Re: [PATCHSET v4] sched: Implement BPF extensible scheduler class

Josh Don <joshdon@xxxxxxxxxx> · Thu, 24 Aug 2023 17:26:45 -0700

Hello,

On Fri, Jul 21, 2023 at 11:37 AM Tejun Heo <tj@xxxxxxxxxx> wrote:
[snip]
> We are comfortable with the current API. Everything we tried fit pretty
> well. It will continue to evolve but sched_ext now seems mature enough for
> initial inclusion. I suppose lack of response doesn't indicate tacit
> agreement from everyone, so what are you guys all thinking?

I want to reiterate Google’s support for this proposal.

We’ve been experimenting with pluggable scheduling via our ghOSt
framework (https://github.com/google/ghost-kernel) for quite a while
now. A few things have become clearly evident.

(1) There is a very non-trivial level of headroom that can be taken
advantage of by directed policy that more closely specializes to the
types of workloads deployed on a machine. I can provide two direct
examples.
In Search, the backend application has intimate knowledge of thread
workloads and RPC deadlines, which it immediately communicates to our
BPF scheduler via BPF maps. We've used this info to construct a policy
that reduces context switches, decreases p99 latency, and increases
QPS by 5% in testing. The flexibility of expressiveness in terms of
priority goes far beyond what niceness or cpu.shares could achieve.

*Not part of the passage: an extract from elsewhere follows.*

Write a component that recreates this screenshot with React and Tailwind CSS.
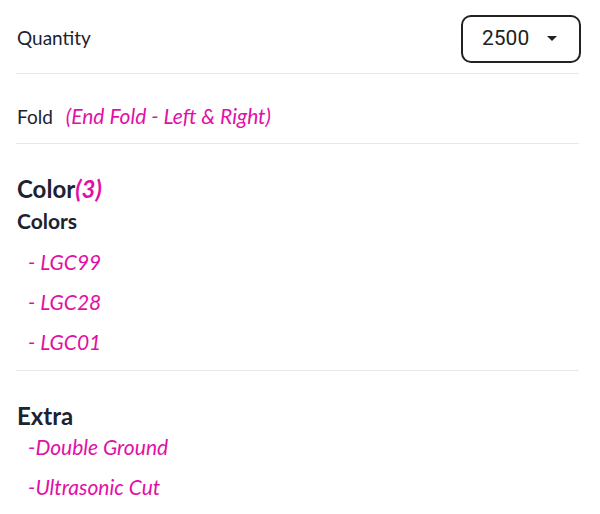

For VM workloads, we’ve been testing a policy that has virtually
eliminated our >10ms latency tails via a combination of deadline and
fair scheduling, using an approach inspired by Tableau
(https://arpangujarati.github.io/pdfs/eurosys2018_paper.pdf). I find
this case particularly appealing from a pluggable scheduling
perspective because it highlights an area in which specialization to
the type of workload (VMs, which prefer longer, gang scheduled,
uninterrupted, and predictable low-latency access to CPU) provides
clear benefits, yet is not appropriate for a general-purpose scheduler
like CFS.

(2) Sched knobs are incredibly useful, and tuning has real effects.
The scheduler exports various debugfs knobs to control behavior, such
as minimum granularity, overall sched latency, and migration cost.
These mostly get baked into the kernel with semi-arbitrary values.
But, experimentally, it makes a lot of sense to (for example) lower
the migration cost on certain combinations of hardware and workload,
taking a tradeoff to increase migration rate but reduce non-work
conserving behavior.

We’ve taken this idea further with an ML based system to automatically
find the best combination of sched knobs for a given workload, given a
goal such as to maximize QPS. This has resulted in gains of 2-5%; a
lot of performance to leave on the table simply due to using preset
defaults. Pluggable scheduling would further increase the surface area
of experimentation, and yield additional insight into what other
kernel heuristics could be improved. It was from the ML work that we
gleaned that migrating tasks in smaller batches, but more frequently,
was a better tradeoff than the default configuration.

(3) There are a number of really interesting scheduling ideas that
would be difficult or infeasible to bake into the kernel. One clear
example is core scheduling, which was quite a complex addition to the
kernel (for example, due to managing fairness of tasks spanning the
logical cpus of a core), but which has relatively straightforward
implementation in sched_ext and ghOSt (for example, in ghOSt, a single
cpu can issue a transaction to run tasks on both itself and its
sibling, achieving the needed security property of core scheduling.
Fairness follows easily because runqueues can easily be any shape in
userspace, such as per-core.).
Another interesting idea is to offload scheduling entirely from VM
cores in order to keep ticks stopped with NOHZ independent of the task
count, since preemptive scheduling can be driven by a remote core.

Moving forward, we’re planning to redesign our ghOSt userspace
infrastructure to work on top of the sched_ext kernel infrastructure.
We think there’s a lot of benefit to the sched_ext design, especially
the very tight BPF integration. We’re committed to the idea of
pluggable scheduling, and are in close collaboration with Meta to
advance this work while we simultaneously deploy it internally.

Best,
Josh